2.3 Characterization
The static contact angle was measured using deionized (DI) water to investigate effects of polymerisation condition on the grafting layer properties and optimise the formation of the grafting layer on polymer substrates. The grafting layer was polymerised for different UV exposure times on PET substrate then the surface condition was analysed by contact angle measurement. The grafting solution was spin-coated with 2000 rpm for 30 s on to 2 cm × 2 cm square PET substrates and exposed to UV light. The UV light was the broad band that contains g-line (436 nm), h-line (405 nm) and i-line (365 nm). The grafting layer was illuminated through the PET substrate to mimic the grafting conditions found within the microchannel, where UV light is always irradiated to the solution through the bottom substrate, PET due to the low UV transmittance of TPE. UV exposure time was varied from 0 to 30 min. Then samples were dried overnight in an oven at 40 °C. The static contact angle was measured with deionised water.
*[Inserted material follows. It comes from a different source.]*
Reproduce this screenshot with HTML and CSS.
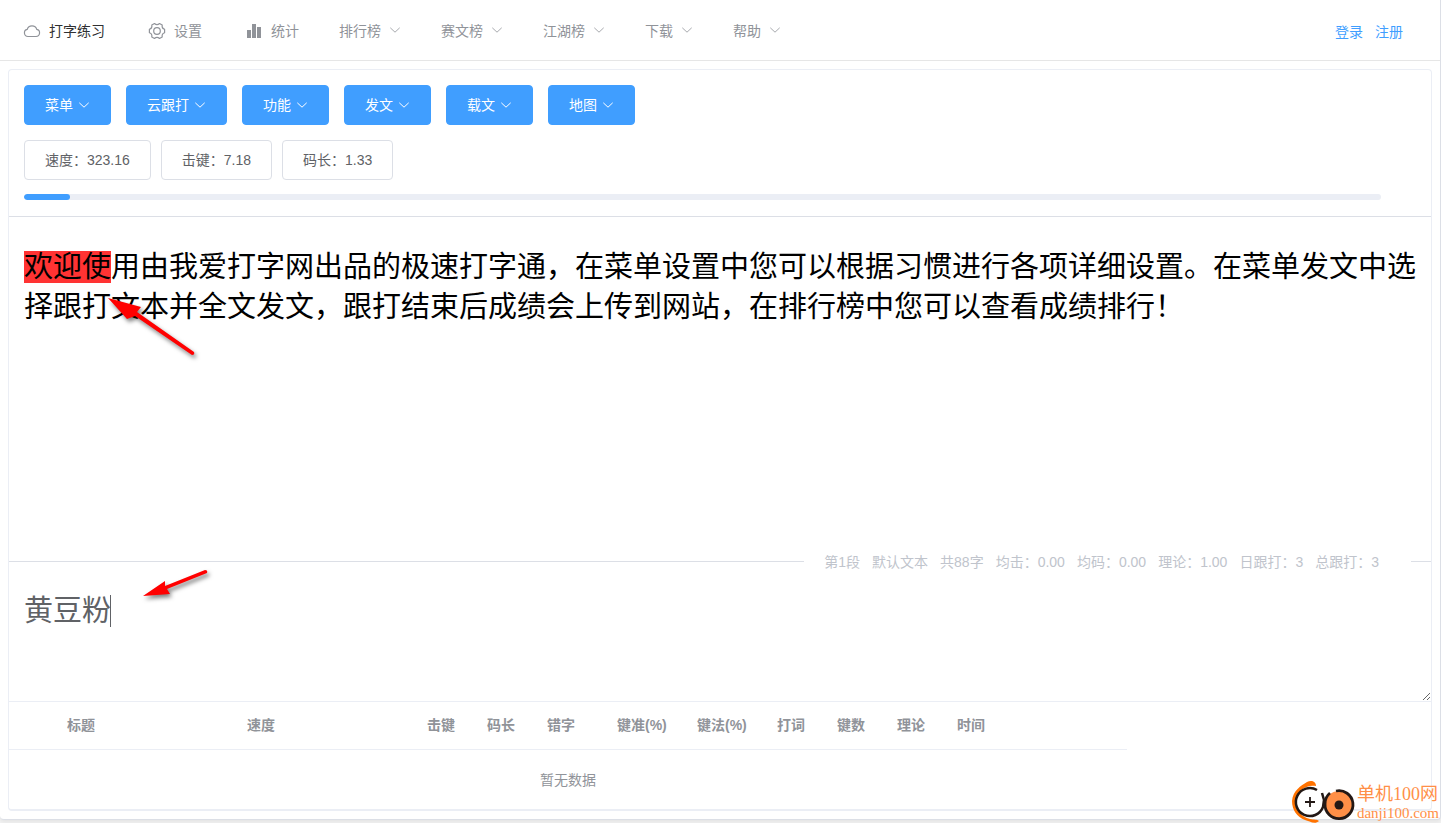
FILE: index.html
```html
<!DOCTYPE html>
<html lang="zh-CN">
<head>
<meta charset="utf-8">
<meta name="viewport" content="width=device-width, initial-scale=1">
<title>打字练习</title>
<link rel="stylesheet" href="styles.css">
</head>
<body>
<svg class="defs" aria-hidden="true">
  <symbol id="chevron" viewBox="0 0 12 12"><path d="M1.3 3.8 6 8.2l4.7-4.4" fill="none" stroke="currentColor"/></symbol>
</svg>
<div class="page">
  <header class="topbar">
    <nav class="nav">
      <a class="nav-item active" href="#">
        <svg class="nav-icon" viewBox="0 0 24 24"><path d="M8 17.500a3.600 3.600 0 0 1-.8-7.100A5 5 0 0 1 16.800 10.400a3.600 3.600 0 0 1-.8 7.100z" fill="none" stroke="currentColor" stroke-width="1.200"/></svg>
        <span>打字练习</span>
      </a>
      <a class="nav-item" href="#">
        <svg class="nav-icon" viewBox="0 0 24 24"><g fill="none" stroke="currentColor" stroke-width="1.200" stroke-linejoin="round"><path d="M9.500 4.500Q12 6.800 14.500 4.500L17.200 6Q16.600 9.300 19.600 10.300V13.700Q16.600 14.700 17.200 18L14.500 19.500Q12 17.200 9.500 19.500L6.800 18Q7.400 14.700 4.400 13.700V10.300Q7.400 9.300 6.800 6Z"/><circle cx="12" cy="12" r="3.300"/></g></svg>
        <span>设置</span>
      </a>
      <a class="nav-item" href="#">
        <svg class="nav-icon" viewBox="0 0 24 24"><path d="M5 11h4v8H5zM10 5h4v14h-4zM15 8h4v11h-4z" fill="currentColor"/></svg>
        <span>统计</span>
      </a>
      <a class="nav-item" href="#"><span>排行榜</span><svg class="nav-arrow"><use href="#chevron"/></svg></a>
      <a class="nav-item" href="#"><span>赛文榜</span><svg class="nav-arrow"><use href="#chevron"/></svg></a>
      <a class="nav-item" href="#"><span>江湖榜</span><svg class="nav-arrow"><use href="#chevron"/></svg></a>
      <a class="nav-item" href="#"><span>下载</span><svg class="nav-arrow"><use href="#chevron"/></svg></a>
      <a class="nav-item" href="#"><span>帮助</span><svg class="nav-arrow"><use href="#chevron"/></svg></a>
    </nav>
    <div class="account"><a href="#">登录</a><a href="#">注册</a></div>
  </header>

  <main class="panel">
    <section class="controls">
      <div class="menus">
        <button class="btn primary" type="button">菜单<svg><use href="#chevron"/></svg></button>
        <button class="btn primary" type="button">云跟打<svg><use href="#chevron"/></svg></button>
        <button class="btn primary" type="button">功能<svg><use href="#chevron"/></svg></button>
        <button class="btn primary" type="button">发文<svg><use href="#chevron"/></svg></button>
        <button class="btn primary" type="button">载文<svg><use href="#chevron"/></svg></button>
        <button class="btn primary" type="button">地图<svg><use href="#chevron"/></svg></button>
      </div>
      <div class="stats">
        <button class="btn" type="button">速度：323.16</button>
        <button class="btn" type="button">击键：7.18</button>
        <button class="btn" type="button">码长：1.33</button>
      </div>
      <div class="progress" role="progressbar" aria-label="进度" aria-valuenow="3" aria-valuemin="0" aria-valuemax="88"><div class="progress-bar" style="width:3.4%"></div></div>
    </section>

    <section class="article">
      <p><mark>欢迎使</mark>用由我爱打字网出品的极速打字通，在菜单设置中您可以根据习惯进行各项详细设置。在菜单发文中选择跟打文本并全文发文，跟打结束后成绩会上传到网站，在排行榜中您可以查看成绩排行！</p>
      <svg class="arrow arrow-text" viewBox="0 0 100 70" aria-hidden="true"><path d="M7 5 40 14l-4 5 57 40q1 3-2 3L34 23l-8 3z"/></svg>
    </section>

    <div class="divider">
      <div class="summary">
        <span>第1段</span><span>默认文本</span><span>共88字</span><span>均击：0.00</span><span>均码：0.00</span><span>理论：1.00</span><span>日跟打：3</span><span>总跟打：3</span>
      </div>
    </div>

    <section class="typing">
      <textarea aria-label="跟打输入" spellcheck="false">黄豆粉</textarea>
      <span class="caret" aria-hidden="true"></span>
      <svg class="arrow arrow-input" viewBox="0 0 80 40" aria-hidden="true"><path d="M4 30 26 15l0 5 40-16q3 0 2 3L28 23l3 5z"/></svg>
    </section>

    <table class="results">
      <colgroup><col class="c48"><col class="c180"><col class="c180"><col class="c60"><col class="c60"><col class="c70"><col class="c80"><col class="c80"><col class="c60"><col class="c60"><col class="c60"><col class="c180"></colgroup>
      <thead><tr><th></th><th>标题</th><th>速度</th><th>击键</th><th>码长</th><th>错字</th><th>键准(%)</th><th>键法(%)</th><th>打词</th><th>键数</th><th>理论</th><th>时间</th></tr></thead>
      <tbody><tr><td colspan="12">暂无数据</td></tr></tbody>
    </table>
  </main>
</div>

<div class="brand">
  <svg viewBox="0 0 66 44" aria-hidden="true">
    <path d="M25 6C15 4 6 11 5 21c0 9 5 16 14 18 4 1 7 0 9 2-4 4-10 0-14-1C6 37 1 30 1 21 2 10 10 6 16 2c4-2 9-1 9 4z" fill="#ff7200"/>
    <circle cx="19" cy="22" r="14" fill="#fff"/>
    <path d="M26 10A14 14 0 1 0 32 27L33 20 31 13" fill="none" stroke="#231815" stroke-width="2.500"/>
    <circle cx="48" cy="25" r="14" fill="#ff8f47"/>
    <path d="M45 11A14 14 0 1 1 34 24Q34 17 39 13" fill="none" stroke="#231815" stroke-width="2.800"/>
    <circle cx="48" cy="25" r="4.500" fill="#231815"/>
    <path d="M19 17v10M14 22h10" stroke="#231815" stroke-width="1.800"/>
  </svg>
  <div class="brand-text"><span class="brand-name">单机100网</span><span class="brand-url">danji100.com</span></div>
</div>
</body>
</html>
```

FILE: styles.css
```css
* { box-sizing: border-box; }
body {
  margin: 0;
  background: #f2f2f2;
  color: #606266;
  font: 14px/20px "Liberation Sans", "Noto Sans CJK SC", sans-serif;
}
a { color: inherit; text-decoration: none; }
.defs { position: absolute; width: 0; height: 0; }
.page {
  background: #fff;
  border: 1px solid #dcdfe6;
  border-width: 0 1px 1px 0;
  border-radius: 0 0 4px 4px;
  padding-bottom: 8px;
  margin-bottom: 3px;
  box-shadow: 0 2px 4px rgba(0, 0, 0, .06);
}
.topbar {
  display: flex;
  justify-content: space-between;
  height: 61px;
  padding-top: 2px;
  border-bottom: 1px solid #e6e6e6;
}
.nav { display: flex; }
.nav-item {
  display: flex;
  align-items: center;
  padding: 0 20px;
  color: #909399;
}
.nav-item.active span { color: #303133; }
.nav-icon { width: 24px; height: 24px; margin-right: 5px; }
.nav-arrow { width: 12px; height: 12px; margin: 0 0 2px 8px; stroke-width: .8; }
.account {
  display: flex;
  align-items: center;
  gap: 12px;
  padding: 2px 37px 0 0;
  color: #409eff;
}
.panel {
  margin: 8px 8px 0;
  border: 1px solid #ebeef5;
  border-bottom-width: 2px;
  border-radius: 4px;
}
.controls { padding: 15px 15px 16px; border-bottom: 1px solid #dcdfe6; }
.menus { display: flex; gap: 15px; }
.stats { display: flex; gap: 10px; margin: 15px 0 14px; }
.btn {
  display: flex;
  align-items: center;
  height: 40px;
  padding: 0 20px;
  border: 1px solid #dcdfe6;
  border-radius: 4px;
  background: #fff;
  color: #606266;
  font: inherit;
}
.btn.primary { background: #409eff; border-color: #409eff; color: #fff; }
.btn svg { width: 12px; height: 12px; margin-left: 5px; }
.progress {
  height: 6px;
  margin-right: 35px;
  border-radius: 3px;
  background: #ebeef5;
  overflow: hidden;
}
.progress-bar { height: 6px; border-radius: 3px; background: #409eff; }
.article {
  position: relative;
  min-height: 334px;
  padding: 30px 8px 30px 15px;
  color: #000;
  font-size: 29px;
  line-height: 40px;
}
.article p { margin: 0; }
mark {
  color: inherit;
  background: linear-gradient(#ff3333, #ff3333) top / 100% 32px no-repeat;
}
.arrow { position: absolute; fill: #f00; filter: drop-shadow(2px 3px 2px rgba(0, 0, 0, .5)); }
.arrow-text { left: 92px; top: 76px; width: 100px; height: 70px; }
.arrow-input { left: 130px; top: -5px; width: 80px; height: 40px; }
.divider { display: flex; align-items: center; height: 20px; }
.divider::before { content: ""; flex: 1; height: 1px; background: #dcdfe6; }
.divider::after { content: ""; width: 20px; height: 1px; background: #dcdfe6; }
.summary { display: flex; gap: 12px; padding: 1px 32px 0 20px; color: #c0c4cc; }
.typing { position: relative; border-bottom: 1px solid #ebeef5; }
.typing textarea {
  display: block;
  width: 100%;
  height: 130px;
  padding: 20px 15px;
  border: 0;
  outline: 0;
  resize: vertical;
  background: transparent;
  color: #606266;
  font: inherit;
  font-size: 29px;
  line-height: 40px;
}
.caret { position: absolute; left: 101px; top: 24px; width: 1px; height: 32px; background: #606266; }
.results {
  width: 1118px;
  table-layout: fixed;
  border-collapse: separate;
  border-spacing: 0;
  color: #909399;
}
.c48 { width: 48px; }
.c60 { width: 60px; }
.c70 { width: 70px; }
.c80 { width: 80px; }
.c180 { width: 180px; }
.results th {
  height: 48px;
  padding: 0 10px 1px;
  border-bottom: 1px solid #ebeef5;
  text-align: left;
  white-space: nowrap;
}
.results td { height: 59px; padding: 0; text-align: center; }
.brand { position: absolute; right: 2px; top: 780px; display: flex; color: #ff8f47; }
.brand svg { width: 66px; height: 44px; }
.brand-text { display: flex; flex-direction: column; padding-top: 2px; font-family: "Liberation Serif", "Noto Sans CJK SC", serif; }
.brand-name { font-size: 18px; line-height: 24px; }
.brand-url { font-size: 15px; line-height: 14px; }
```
The high back pressure results in problems such as the rupture of columns or chips. Therefore, it should be as low as possible. The back pressure can be interpreted as the permeability of the column for the mobile phase. It is related to the amount of the macropores and the surface area on the stationary phase. While a large number of micropores (< 2 nm) and mesopores (2–50 nm) should be introduced into the polymer in order to create a large surface area [14], large macropores with diameters over 50 nm make a contribution to the permeability rather than the overall surface area. In simple terms, a balance between low flow resistance and large surface area is necessary. The pore size distributions can be carefully controlled by the optimization of the polymerisation conditions [14]. Permeability of the separation column can be calculated from back-pressures as a function of flow-rates or linear velocity in a column. DI water was used as a mobile phase and pumped into the column at the flow-rates from 0 to 500 μL/min. Back pressure was measured after 5 min stabilisation time, whenever the flow-rate was changed. The recorded back pressure [also called the pressure-drop (∆P)] was converted to permeability (k) by Darcy’s equation,
$$ Q = \frac{{ - kA\left( {P_{b} - P_{a} } \right)}}{\mu L} $$
(1)
where Q is the total flow rate, A is the cross-sectional area of a column, µ is the dynamic viscosity and L is the length of a column. The negative sign indicates the inlet pressure (Pa) is higher than the outlet pressure (Pb).
As a proof of concept, neurotransmitters, 5-HIAA and 5-HT, were separated using the fabricated on-chip MNP column and HPLC system (Agilent HP 1050, USA).